Paradise explained that the county offers two choices for coverage to its employees: an Aetna point-of-service (POS) plan and a consumer-driven health plan. (A point-of-service plan is a hybrid of HMO and PPO plans, health guides explain.)
In the consumer-driven plan, she continued, the premiums are lower, but the employees pay more for services. That plan does not include co-pays for visits to doctors’ offices or for lab work, she added. The people on that plan pay 100% of their costs for service “until they have met the deductible and out-of-pocket maximum each year,” she said.
However, Paradise told the board, the county provides a Health Reimbursement Account for employees on that plan; it pays $500 for a single person and $1,000 for those with family coverage. If workers do not need that money, she noted, it rolls over and accumulates.
Only 19% of county employees are covered by the consumer-driven health plan, Paradise said. Staff has learned that the majority of county workers “prefer the security of paying a fixed co-pay,” even if that means higher premiums.
Paradise added that under state law, the county must maintain a reserve fund reflecting 60 days of projected claims. For FY16, she said, the county’s total in that reserve was $7,512,991.
“We are consistently reviewing our claims and our program performance,” Paradise continued. Some monitoring takes place weekly, she said, while other efforts — such as reviews of reports regarding paid claims — occur every month.
Additionally, the county has implemented a number of initiatives in an effort to reduce health care expenses. Among them, Paradise said, are the Diabetes Education Lifestyle Improvement — DELI — program and on-site cardiovascular screening. The latter, she added, has led to employees reporting changes in lifestyle and follow-up consultations with their physicians, which have lead to their improved health.
She attested to the value of a third initiative: telemedicine. She was able to speak “to a licensed Florida doctor at 5 a.m.” one day and pick up a prescription on the way to work, she said, instead of having to leave her job to see her primary care doctor.

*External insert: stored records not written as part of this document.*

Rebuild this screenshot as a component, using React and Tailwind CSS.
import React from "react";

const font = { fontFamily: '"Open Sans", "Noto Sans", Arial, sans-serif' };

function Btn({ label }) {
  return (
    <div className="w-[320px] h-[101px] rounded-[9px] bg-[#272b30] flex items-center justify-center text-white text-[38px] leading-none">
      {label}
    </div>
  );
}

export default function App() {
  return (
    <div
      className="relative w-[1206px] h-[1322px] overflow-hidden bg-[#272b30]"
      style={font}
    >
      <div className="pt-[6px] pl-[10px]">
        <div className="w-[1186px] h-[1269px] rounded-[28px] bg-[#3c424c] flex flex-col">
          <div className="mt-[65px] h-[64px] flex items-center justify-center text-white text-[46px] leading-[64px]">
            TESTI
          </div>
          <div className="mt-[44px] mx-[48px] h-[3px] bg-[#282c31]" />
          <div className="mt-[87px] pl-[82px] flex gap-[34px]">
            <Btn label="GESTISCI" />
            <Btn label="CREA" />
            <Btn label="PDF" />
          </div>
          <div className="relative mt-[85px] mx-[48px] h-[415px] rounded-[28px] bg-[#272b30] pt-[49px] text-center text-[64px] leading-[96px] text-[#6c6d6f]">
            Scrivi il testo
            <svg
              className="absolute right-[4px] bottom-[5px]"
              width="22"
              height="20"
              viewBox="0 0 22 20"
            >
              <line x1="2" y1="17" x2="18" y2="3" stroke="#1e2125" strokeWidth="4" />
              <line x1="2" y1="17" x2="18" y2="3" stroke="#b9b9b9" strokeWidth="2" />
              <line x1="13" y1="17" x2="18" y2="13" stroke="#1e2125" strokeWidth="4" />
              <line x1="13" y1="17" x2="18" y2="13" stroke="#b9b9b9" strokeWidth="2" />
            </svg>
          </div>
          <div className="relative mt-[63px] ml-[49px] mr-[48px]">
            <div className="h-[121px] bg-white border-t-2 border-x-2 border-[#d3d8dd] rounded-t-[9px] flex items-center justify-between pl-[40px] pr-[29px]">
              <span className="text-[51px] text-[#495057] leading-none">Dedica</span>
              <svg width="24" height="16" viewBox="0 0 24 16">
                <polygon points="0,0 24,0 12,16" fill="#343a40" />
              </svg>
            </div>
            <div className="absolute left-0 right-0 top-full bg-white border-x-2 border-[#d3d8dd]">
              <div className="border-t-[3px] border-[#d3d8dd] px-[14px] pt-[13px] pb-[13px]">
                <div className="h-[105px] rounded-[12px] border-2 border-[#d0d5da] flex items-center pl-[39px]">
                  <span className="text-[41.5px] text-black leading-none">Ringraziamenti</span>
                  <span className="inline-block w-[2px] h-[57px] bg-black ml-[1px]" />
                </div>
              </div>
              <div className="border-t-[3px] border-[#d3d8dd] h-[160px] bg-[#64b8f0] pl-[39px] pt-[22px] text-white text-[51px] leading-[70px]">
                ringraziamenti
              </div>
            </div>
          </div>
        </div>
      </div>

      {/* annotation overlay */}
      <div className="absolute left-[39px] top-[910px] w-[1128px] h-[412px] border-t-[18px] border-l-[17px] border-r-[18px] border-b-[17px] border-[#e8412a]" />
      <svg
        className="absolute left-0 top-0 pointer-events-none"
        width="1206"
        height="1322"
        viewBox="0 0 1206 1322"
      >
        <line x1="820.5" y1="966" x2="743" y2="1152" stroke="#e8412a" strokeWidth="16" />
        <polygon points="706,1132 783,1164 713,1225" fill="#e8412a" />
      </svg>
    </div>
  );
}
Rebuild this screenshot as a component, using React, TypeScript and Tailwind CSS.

Year-to-date for 2017, she told the board, the rate of return on use of telemedicine is nearly $28,000.
At the conclusion of the presentation, Commissioner Moran thanked Louria and Paradise. “I know I’ve come in super intense on this issue,” he said, “and you’ve completely stepped up and just done fantastic work on this.”
Still, this is just a start, Moran added. Going forward, the design of the county’s health care plans will be “extremely important” in helping contain costs, he pointed out, as plans can motivate behavior.
Commissioner Charles Hines also talked of the value of the discussion. “Every year, we need to have this presentation.” That would give the board members extra confidence, Hines said, that staff is doing all it can to control the county’s health benefit costs.